A final story for now. I cannot read Urdu or Persian but/and I love qawwalis. My mother translated some of my favorite qawwalis by Amir Khusrau from Persian to Urdu and explained some of the meanings. There is a qawwali called Namee Danam. The version recited by the Sabri Brothers includes two lines as follows: sambhal sambhal kay qadam rakh rahay hain deewaanay. I often translate this as even the mad are stepping carefully though this is an incomplete, fragmented, unstable translation. I know what it means in the context (and context is an important story) of the qawwali but I do not know enough about qawwali or Persian to translate the meaning in English. My knowledge of the meaning is felt: I know the multitudes that sambhal sambhal and deewanay mean because those are fragments of Urdu that I know and I have an affective understanding of the qawwali as a conversation with the beloved who is god who is the beloved who is not god who is the beloved. By affective I mean that I understand qawwali as a form of poetry and song that moves my heart though I know nothing about this form and song.
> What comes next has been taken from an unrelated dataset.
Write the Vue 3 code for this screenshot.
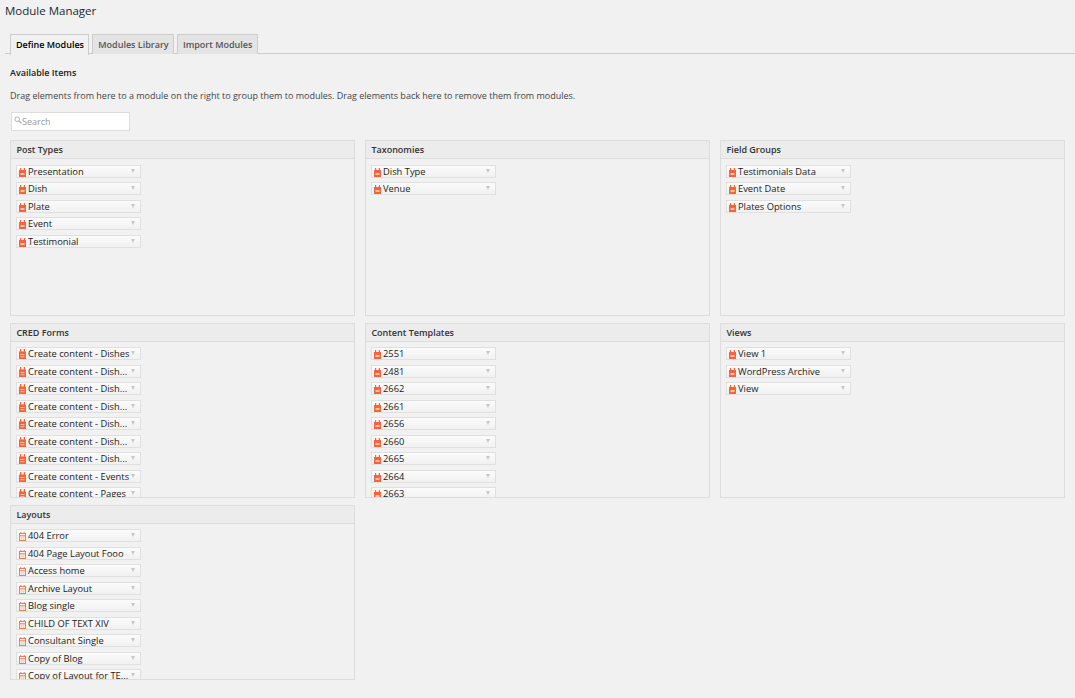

I want to learn because my heart is moved when the Sabri Brothers ask the beloved who is god who is the beloved who is not god who is the beloved to hear their lamentation for if the beloved/god/beloved does not then who will (tajdar-e-haram)?
I had sambhal sambhal kay qadam rakh rahay hain deewaanay tattooed on my body in New York City in Urdu script. I don’t know which Urdu script it is but I know that I think that it is beautiful. And I know that this is a fragment from a form of poetry I don’t know but that I understand that I love though I cannot tell you all that these words mean.